Barclay, an expert in privacy and advertising law, said she would recommend any business to get permission before sharing a photo on Twitter or Facebook. While social network terms of service often allow the sharing of copyrighted photos (such as through retweeting), Barclay says that permission does not extend to commercial use.

"Get consent. If you want to put that image up, try to take social media out of the equation," Barclay said. "Whatever you would do to use that photo in a print ad, it's the same process, because at the end of the day, it's the same legal claim.

2. Retweet without commentary.

The second most conservative approach for brands who want to share a photo of a celebrity is to simply retweet or otherwise share the original with little or no change to the phrasing.

In the case of Duane Reade's Heigl tweet, if the brand felt it vital to share the paparazzi photo, it could have done so by retweeting a post from the original source, gossip hub Just Jared. Instead, the chain added a long self-congratulatory message and even hashtagged itself.

The First Amendment generally protects brands' ability to share information, experts say, but as this sharing tilts toward promotion or implied endorsement, those protections evaporate quickly.

Brands could get away with "the straight retweet without any added commentary," Barclay said, though she warns it's still far better to get permission.
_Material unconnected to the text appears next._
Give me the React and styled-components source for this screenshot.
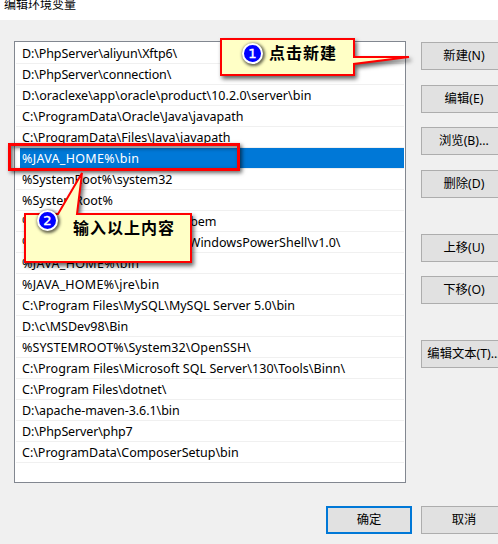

3. Say you're flattered, and be transparent.

In contrast to Samsung's Ortiz-Obama selfie, which confused consumers and may even lead to a White House selfie ban, brands should be very clear about their relationship to any celebrity photo they're sharing.

"Think about how to phrase the tweet or the post in a way that makes it clear that the origin was something else, that this is a candid paparazzi shot, for example—something that makes your distance from the celebrity clear and your distance from staging the photograph clear," said James Grimmelmann, an expert in digital intellectual property who teaches at Maryland's Francis King Carey School of Law.

To Grimmelmann, this is where Duane Reade likely got itself into trouble.

"One of the problems with the Duane Reade tweet," he said, "was that the phrasing of the tweet is close to indistinguishable from what they would have written if it were an endorsement."

A safer approach, he said, would have been for the brand to act "surprised and delighted" by the photo rather than crafting a promotional-sounding note like the one Duane Reade published: "Even @KatieHeigl can't resist shopping #NYC's favorite drugstore."

"If the brand can make it clear that they're not involved with it, that they're flattered by it and that they're not going to use this as the centerpiece of a marketing campaign," Grimmelmann said, "not only will you be on the right side of the law, you're less likely to tick off the celebrity."

4. If they ask you to take it down, take it down.

According to a report today in Us Weekly, Heigl's people asked for the chain's tweet to be removed before pursuing legal action. "They called and asked for it to be taken down, and Duane Reade ignored them," an unnamed source tells the magazine. "She tried repeatedly to have this settled without a lawsuit."

As word of the lawsuit spread across news and gossip sites alike Thursday, the original tweet remained live on Duane Reade's feed, leading some to wonder if the brand was digging in its heels. As of this morning, though, the tweet had been deleted.